* Problem to work on *
Restate the material word for word and leave out anything that is a picture.

* Stored data *
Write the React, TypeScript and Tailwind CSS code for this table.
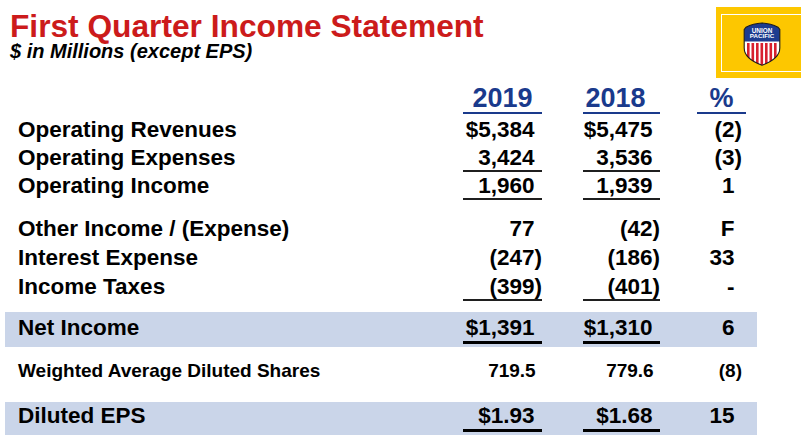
import React from "react";

type Line = {
  label: string;
  y19: string;
  y18: string;
  pct: string;
  underline?: boolean;
};

const OPERATING: Line[] = [
  { label: "Operating Revenues", y19: "$5,384", y18: "$5,475", pct: "(2)" },
  { label: "Operating Expenses", y19: "3,424", y18: "3,536", pct: "(3)", underline: true },
  { label: "Operating Income", y19: "1,960", y18: "1,939", pct: "1", underline: true },
];

const OTHER: Line[] = [
  { label: "Other Income / (Expense)", y19: "77", y18: "(42)", pct: "F" },
  { label: "Interest Expense", y19: "(247)", y18: "(186)", pct: "33" },
  { label: "Income Taxes", y19: "(399)", y18: "(401)", pct: "-", underline: true },
];

// accounting style: positives leave room for the closing paren
function Num({ v }: { v: string }) {
  return (
    <>
      {v}
      {!v.endsWith(")") && <span className="invisible">)</span>}
    </>
  );
}

function Row({
  line,
  rowCls,
  textCls,
  lineCls,
}: {
  line: Line;
  rowCls: string;
  textCls: string;
  lineCls: string;
}) {
  return (
    <div className={`ml-[5px] flex w-[752px] pl-[13px] pr-[11px] ${rowCls}`}>
      <div className={`flex-1 ${textCls}`}>{line.label}</div>
      <div className={`w-[79px] text-right ${textCls} ${lineCls}`}>
        <Num v={line.y19} />
      </div>
      <div className={`ml-[41px] w-[77px] text-right ${textCls} ${lineCls}`}>
        <Num v={line.y18} />
      </div>
      <div className={`ml-[37px] w-[49px] pr-[4px] text-right ${textCls}`}>
        <Num v={line.pct} />
      </div>
    </div>
  );
}

function Shield() {
  const outline =
    "M1.2 7.5 L3 5.2 C8 2.6 13 1.3 19 1 C25 1.3 30 2.6 35 5.2 L36.8 7.5 V26 C36.8 34.5 28.5 39.8 19 43.3 C9.5 39.8 1.2 34.5 1.2 26 Z";
  const stripes = [4, 8.5, 13, 17.5, 22, 26.5, 31];
  return (
    <svg width="38" height="44" viewBox="0 0 38 44">
      <defs>
        <clipPath id="up-shield">
          <path d={outline} />
        </clipPath>
      </defs>
      <g clipPath="url(#up-shield)">
        <rect x="0" y="0" width="38" height="44" fill="#ffffff" />
        <rect x="0" y="0" width="38" height="19.5" fill="#1d3c8f" />
        {stripes.map((x) => (
          <rect key={x} x={x} y="21" width="2.6" height="24" fill="#d7202f" />
        ))}
      </g>
      <path d={outline} fill="none" stroke="#1b1b1b" strokeWidth="1.1" />
      <text
        x="19"
        y="10.6"
        textAnchor="middle"
        fontSize="6.4"
        fontWeight="bold"
        fill="#ffffff"
        fontFamily="Liberation Sans, Arial, sans-serif"
      >
        UNION
      </text>
      <text
        x="19"
        y="16.4"
        textAnchor="middle"
        fontSize="6.2"
        fontWeight="bold"
        fill="#ffffff"
        fontFamily="Liberation Sans, Arial, sans-serif"
      >
        PACIFIC
      </text>
    </svg>
  );
}

export default function App() {
  return (
    <div className="relative h-[439px] w-[801px] overflow-hidden bg-white font-['Liberation_Sans',Arial,sans-serif] font-bold text-black">
      {/* Header */}
      <div className="flex h-[85px] items-start">
        <div className="pl-[10px] pt-[10px]">
          <h1 className="text-[31.7px] leading-[32px] text-[#cc1b1b]">
            First Quarter Income Statement
          </h1>
          <p className="text-[20px] italic leading-[19px]">$ in Millions (except EPS)</p>
        </div>
        <div className="ml-auto mr-[-10px] mt-[7px] h-[71px] w-[95px] bg-[#fdc700] pl-[5px] pt-[7px]">
          <div className="h-[58px] w-[100px] border border-white pl-[21px] pt-[7px]">
            <Shield />
          </div>
        </div>
      </div>

      {/* Column headings */}
      <div className="ml-[5px] flex h-[29px] w-[752px] pl-[13px] pr-[11px] text-[27px] leading-[27px] text-[#1a3a8c]">
        <div className="flex-1" />
        <div className="w-[79px] text-center shadow-[inset_0_-2px_0_#1a3a8c]">2019</div>
        <div className="ml-[41px] w-[77px] pr-[12px] text-center shadow-[inset_0_-2px_0_#1a3a8c]">
          2018
        </div>
        <div className="ml-[37px] w-[49px] text-center shadow-[inset_0_-2px_0_#1a3a8c]">%</div>
      </div>

      <div className="mt-[2px] text-[22.5px]">
        {OPERATING.map((line) => (
          <Row
            key={line.label}
            line={line}
            rowCls="h-[28px]"
            textCls="leading-[28px]"
            lineCls={line.underline ? "shadow-[inset_0_-2px_0_#1f1f1f]" : ""}
          />
        ))}
      </div>

      <div className="mt-[14px] text-[22.5px]">
        {OTHER.map((line) => (
          <Row
            key={line.label}
            line={line}
            rowCls="h-[29px]"
            textCls="leading-[29px]"
            lineCls={line.underline ? "shadow-[inset_0_-2px_0_#1f1f1f]" : ""}
          />
        ))}
      </div>

      {/* Net income band */}
      <div className="mt-[11px] text-[22.5px]">
        <Row
          line={{ label: "Net Income", y19: "$1,391", y18: "$1,310", pct: "6" }}
          rowCls="h-[35px] bg-[#cad5e9]"
          textCls="pt-[2px] leading-[27px]"
          lineCls="h-[32px] shadow-[inset_0_-3px_0_#000]"
        />
      </div>

      <div className="text-[19px]">
        <Row
          line={{ label: "Weighted Average Diluted Shares", y19: "719.5", y18: "779.6", pct: "(8)" }}
          rowCls="h-[55px]"
          textCls="pt-[14px] leading-[19px]"
          lineCls=""
        />
      </div>

      {/* Diluted EPS band */}
      <div className="text-[22.5px]">
        <Row
          line={{ label: "Diluted EPS", y19: "$1.93", y18: "$1.68", pct: "15" }}
          rowCls="h-[33px] bg-[#cad5e9]"
          textCls="pt-[1px] leading-[26px]"
          lineCls="h-[30px] shadow-[inset_0_-3px_0_#000]"
        />
      </div>
    </div>
  );
}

* Reply to the exercise *
Write the React, TypeScript and Tailwind CSS code for this table.
import React from "react";

type Line = {
  label: string;
  y19: string;
  y18: string;
  pct: string;
  underline?: boolean;
};

const OPERATING: Line[] = [
  { label: "Operating Revenues", y19: "$5,384", y18: "$5,475", pct: "(2)" },
  { label: "Operating Expenses", y19: "3,424", y18: "3,536", pct: "(3)", underline: true },
  { label: "Operating Income", y19: "1,960", y18: "1,939", pct: "1", underline: true },
];

const OTHER: Line[] = [
  { label: "Other Income / (Expense)", y19: "77", y18: "(42)", pct: "F" },
  { label: "Interest Expense", y19: "(247)", y18: "(186)", pct: "33" },
  { label: "Income Taxes", y19: "(399)", y18: "(401)", pct: "-", underline: true },
];

// accounting style: positives leave room for the closing paren
function Num({ v }: { v: string }) {
  return (
    <>
      {v}
      {!v.endsWith(")") && <span className="invisible">)</span>}
    </>
  );
}

function Row({
  line,
  rowCls,
  textCls,
  lineCls,
}: {
  line: Line;
  rowCls: string;
  textCls: string;
  lineCls: string;
}) {
  return (
    <div className={`ml-[5px] flex w-[752px] pl-[13px] pr-[11px] ${rowCls}`}>
      <div className={`flex-1 ${textCls}`}>{line.label}</div>
      <div className={`w-[79px] text-right ${textCls} ${lineCls}`}>
        <Num v={line.y19} />
      </div>
      <div className={`ml-[41px] w-[77px] text-right ${textCls} ${lineCls}`}>
        <Num v={line.y18} />
      </div>
      <div className={`ml-[37px] w-[49px] pr-[4px] text-right ${textCls}`}>
        <Num v={line.pct} />
      </div>
    </div>
  );
}

function Shield() {
  const outline =
    "M1.2 7.5 L3 5.2 C8 2.6 13 1.3 19 1 C25 1.3 30 2.6 35 5.2 L36.8 7.5 V26 C36.8 34.5 28.5 39.8 19 43.3 C9.5 39.8 1.2 34.5 1.2 26 Z";
  const stripes = [4, 8.5, 13, 17.5, 22, 26.5, 31];
  return (
    <svg width="38" height="44" viewBox="0 0 38 44">
      <defs>
        <clipPath id="up-shield">
          <path d={outline} />
        </clipPath>
      </defs>
      <g clipPath="url(#up-shield)">
        <rect x="0" y="0" width="38" height="44" fill="#ffffff" />
        <rect x="0" y="0" width="38" height="19.5" fill="#1d3c8f" />
        {stripes.map((x) => (
          <rect key={x} x={x} y="21" width="2.6" height="24" fill="#d7202f" />
        ))}
      </g>
      <path d={outline} fill="none" stroke="#1b1b1b" strokeWidth="1.1" />
      <text
        x="19"
        y="10.6"
        textAnchor="middle"
        fontSize="6.4"
        fontWeight="bold"
        fill="#ffffff"
        fontFamily="Liberation Sans, Arial, sans-serif"
      >
        UNION
      </text>
      <text
        x="19"
        y="16.4"
        textAnchor="middle"
        fontSize="6.2"
        fontWeight="bold"
        fill="#ffffff"
        fontFamily="Liberation Sans, Arial, sans-serif"
      >
        PACIFIC
      </text>
    </svg>
  );
}

export default function App() {
  return (
    <div className="relative h-[439px] w-[801px] overflow-hidden bg-white font-['Liberation_Sans',Arial,sans-serif] font-bold text-black">
      {/* Header */}
      <div className="flex h-[85px] items-start">
        <div className="pl-[10px] pt-[10px]">
          <h1 className="text-[31.7px] leading-[32px] text-[#cc1b1b]">
            First Quarter Income Statement
          </h1>
          <p className="text-[20px] italic leading-[19px]">$ in Millions (except EPS)</p>
        </div>
        <div className="ml-auto mr-[-10px] mt-[7px] h-[71px] w-[95px] bg-[#fdc700] pl-[5px] pt-[7px]">
          <div className="h-[58px] w-[100px] border border-white pl-[21px] pt-[7px]">
            <Shield />
          </div>
        </div>
      </div>

      {/* Column headings */}
      <div className="ml-[5px] flex h-[29px] w-[752px] pl-[13px] pr-[11px] text-[27px] leading-[27px] text-[#1a3a8c]">
        <div className="flex-1" />
        <div className="w-[79px] text-center shadow-[inset_0_-2px_0_#1a3a8c]">2019</div>
        <div className="ml-[41px] w-[77px] pr-[12px] text-center shadow-[inset_0_-2px_0_#1a3a8c]">
          2018
        </div>
        <div className="ml-[37px] w-[49px] text-center shadow-[inset_0_-2px_0_#1a3a8c]">%</div>
      </div>

      <div className="mt-[2px] text-[22.5px]">
        {OPERATING.map((line) => (
          <Row
            key={line.label}
            line={line}
            rowCls="h-[28px]"
            textCls="leading-[28px]"
            lineCls={line.underline ? "shadow-[inset_0_-2px_0_#1f1f1f]" : ""}
          />
        ))}
      </div>

      <div className="mt-[14px] text-[22.5px]">
        {OTHER.map((line) => (
          <Row
            key={line.label}
            line={line}
            rowCls="h-[29px]"
            textCls="leading-[29px]"
            lineCls={line.underline ? "shadow-[inset_0_-2px_0_#1f1f1f]" : ""}
          />
        ))}
      </div>

      {/* Net income band */}
      <div className="mt-[11px] text-[22.5px]">
        <Row
          line={{ label: "Net Income", y19: "$1,391", y18: "$1,310", pct: "6" }}
          rowCls="h-[35px] bg-[#cad5e9]"
          textCls="pt-[2px] leading-[27px]"
          lineCls="h-[32px] shadow-[inset_0_-3px_0_#000]"
        />
      </div>

      <div className="text-[19px]">
        <Row
          line={{ label: "Weighted Average Diluted Shares", y19: "719.5", y18: "779.6", pct: "(8)" }}
          rowCls="h-[55px]"
          textCls="pt-[14px] leading-[19px]"
          lineCls=""
        />
      </div>

      {/* Diluted EPS band */}
      <div className="text-[22.5px]">
        <Row
          line={{ label: "Diluted EPS", y19: "$1.93", y18: "$1.68", pct: "15" }}
          rowCls="h-[33px] bg-[#cad5e9]"
          textCls="pt-[1px] leading-[26px]"
          lineCls="h-[30px] shadow-[inset_0_-3px_0_#000]"
        />
      </div>
    </div>
  );
}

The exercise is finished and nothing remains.